Look for the string "components" in the lines and copy each line that has it.

■ **Dataset section**
- - -

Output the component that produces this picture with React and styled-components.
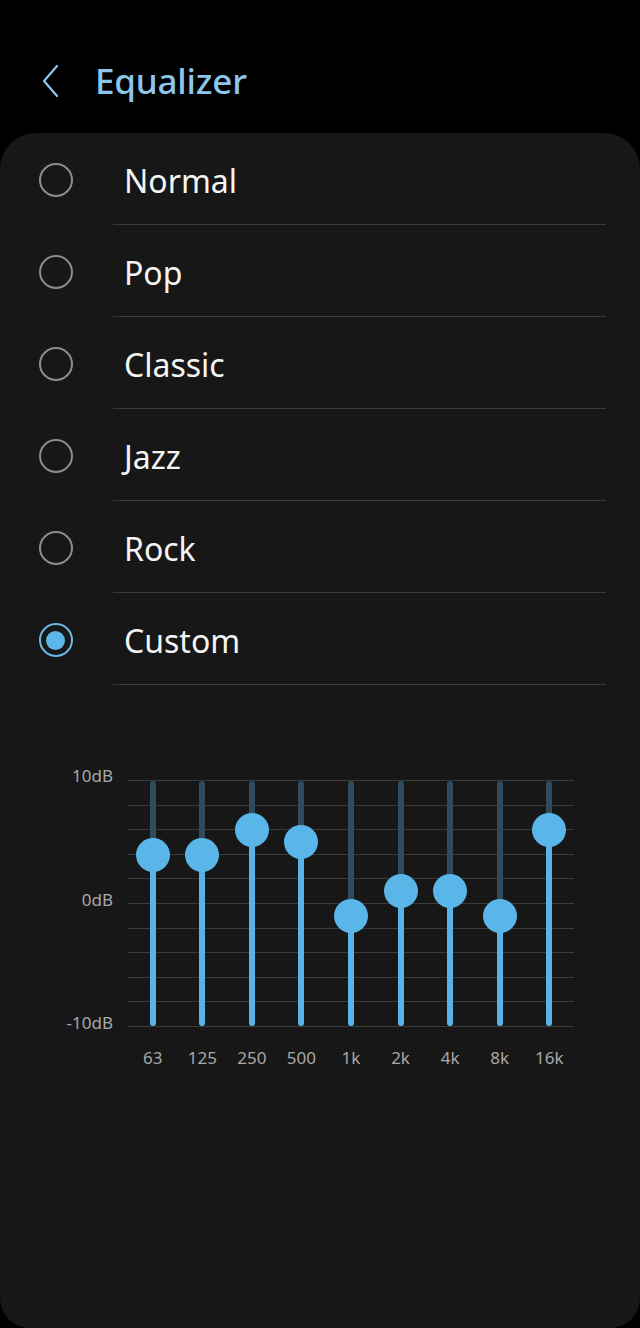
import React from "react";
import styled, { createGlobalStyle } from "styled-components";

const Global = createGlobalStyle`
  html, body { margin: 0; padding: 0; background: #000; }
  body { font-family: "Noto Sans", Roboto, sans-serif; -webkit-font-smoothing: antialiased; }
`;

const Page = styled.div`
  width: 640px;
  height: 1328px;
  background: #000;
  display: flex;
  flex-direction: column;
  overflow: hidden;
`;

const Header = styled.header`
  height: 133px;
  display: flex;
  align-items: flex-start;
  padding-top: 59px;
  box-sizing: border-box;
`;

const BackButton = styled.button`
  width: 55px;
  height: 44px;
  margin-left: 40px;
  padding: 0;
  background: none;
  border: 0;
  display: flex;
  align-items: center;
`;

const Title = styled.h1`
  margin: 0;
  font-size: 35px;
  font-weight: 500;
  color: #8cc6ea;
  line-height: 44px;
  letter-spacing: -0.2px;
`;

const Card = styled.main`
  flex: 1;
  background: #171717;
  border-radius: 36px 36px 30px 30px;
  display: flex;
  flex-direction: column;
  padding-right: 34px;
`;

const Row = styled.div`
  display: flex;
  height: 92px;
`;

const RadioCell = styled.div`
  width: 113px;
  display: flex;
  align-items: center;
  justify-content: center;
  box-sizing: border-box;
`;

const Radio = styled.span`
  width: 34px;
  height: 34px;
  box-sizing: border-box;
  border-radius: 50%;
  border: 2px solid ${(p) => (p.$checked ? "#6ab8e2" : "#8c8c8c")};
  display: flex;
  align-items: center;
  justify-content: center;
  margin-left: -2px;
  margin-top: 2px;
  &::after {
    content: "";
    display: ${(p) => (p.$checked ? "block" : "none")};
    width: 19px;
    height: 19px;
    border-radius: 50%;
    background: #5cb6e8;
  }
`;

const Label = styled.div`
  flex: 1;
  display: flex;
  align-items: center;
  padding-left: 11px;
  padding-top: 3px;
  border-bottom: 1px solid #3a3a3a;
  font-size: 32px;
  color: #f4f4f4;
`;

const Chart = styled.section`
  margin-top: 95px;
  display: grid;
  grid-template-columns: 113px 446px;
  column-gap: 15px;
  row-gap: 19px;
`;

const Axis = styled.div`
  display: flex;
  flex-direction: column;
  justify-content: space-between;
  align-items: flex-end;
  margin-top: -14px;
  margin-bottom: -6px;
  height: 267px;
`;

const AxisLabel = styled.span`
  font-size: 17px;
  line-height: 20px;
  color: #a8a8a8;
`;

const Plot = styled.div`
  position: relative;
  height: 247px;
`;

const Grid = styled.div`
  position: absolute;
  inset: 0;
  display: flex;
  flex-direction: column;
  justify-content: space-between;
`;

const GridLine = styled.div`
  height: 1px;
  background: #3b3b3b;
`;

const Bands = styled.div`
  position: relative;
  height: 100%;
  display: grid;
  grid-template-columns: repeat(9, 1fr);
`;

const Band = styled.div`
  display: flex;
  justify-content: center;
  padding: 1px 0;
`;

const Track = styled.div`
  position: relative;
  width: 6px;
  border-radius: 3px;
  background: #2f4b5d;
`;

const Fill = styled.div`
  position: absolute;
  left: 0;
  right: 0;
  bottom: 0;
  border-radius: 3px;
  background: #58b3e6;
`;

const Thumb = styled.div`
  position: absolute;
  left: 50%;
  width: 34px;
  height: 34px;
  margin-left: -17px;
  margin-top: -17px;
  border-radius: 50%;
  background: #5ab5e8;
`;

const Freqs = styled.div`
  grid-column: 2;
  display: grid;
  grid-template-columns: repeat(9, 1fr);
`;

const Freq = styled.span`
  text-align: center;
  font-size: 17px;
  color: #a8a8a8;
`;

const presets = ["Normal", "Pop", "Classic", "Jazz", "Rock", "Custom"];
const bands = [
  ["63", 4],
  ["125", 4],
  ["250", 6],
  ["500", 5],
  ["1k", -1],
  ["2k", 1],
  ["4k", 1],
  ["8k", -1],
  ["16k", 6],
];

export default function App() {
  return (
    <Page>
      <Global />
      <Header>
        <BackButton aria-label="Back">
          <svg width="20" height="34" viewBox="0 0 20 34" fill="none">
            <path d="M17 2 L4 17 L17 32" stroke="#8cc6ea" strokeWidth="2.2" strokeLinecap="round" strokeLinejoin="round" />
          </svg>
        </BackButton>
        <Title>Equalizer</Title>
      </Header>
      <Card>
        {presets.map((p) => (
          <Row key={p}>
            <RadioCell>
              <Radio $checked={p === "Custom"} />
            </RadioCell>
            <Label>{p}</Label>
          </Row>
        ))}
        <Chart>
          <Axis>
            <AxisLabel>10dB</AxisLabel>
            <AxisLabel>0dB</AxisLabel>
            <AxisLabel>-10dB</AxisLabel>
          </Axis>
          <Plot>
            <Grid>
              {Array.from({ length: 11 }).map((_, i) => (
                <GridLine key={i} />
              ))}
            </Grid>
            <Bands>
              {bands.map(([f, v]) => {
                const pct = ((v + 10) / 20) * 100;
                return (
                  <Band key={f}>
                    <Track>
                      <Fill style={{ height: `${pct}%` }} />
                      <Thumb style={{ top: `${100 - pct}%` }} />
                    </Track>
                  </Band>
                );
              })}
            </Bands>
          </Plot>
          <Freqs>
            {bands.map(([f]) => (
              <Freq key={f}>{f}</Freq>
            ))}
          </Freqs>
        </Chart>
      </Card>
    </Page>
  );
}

- - -

■ **Solution**
Output the component that produces this picture with React and styled-components.
import styled, { createGlobalStyle } from "styled-components";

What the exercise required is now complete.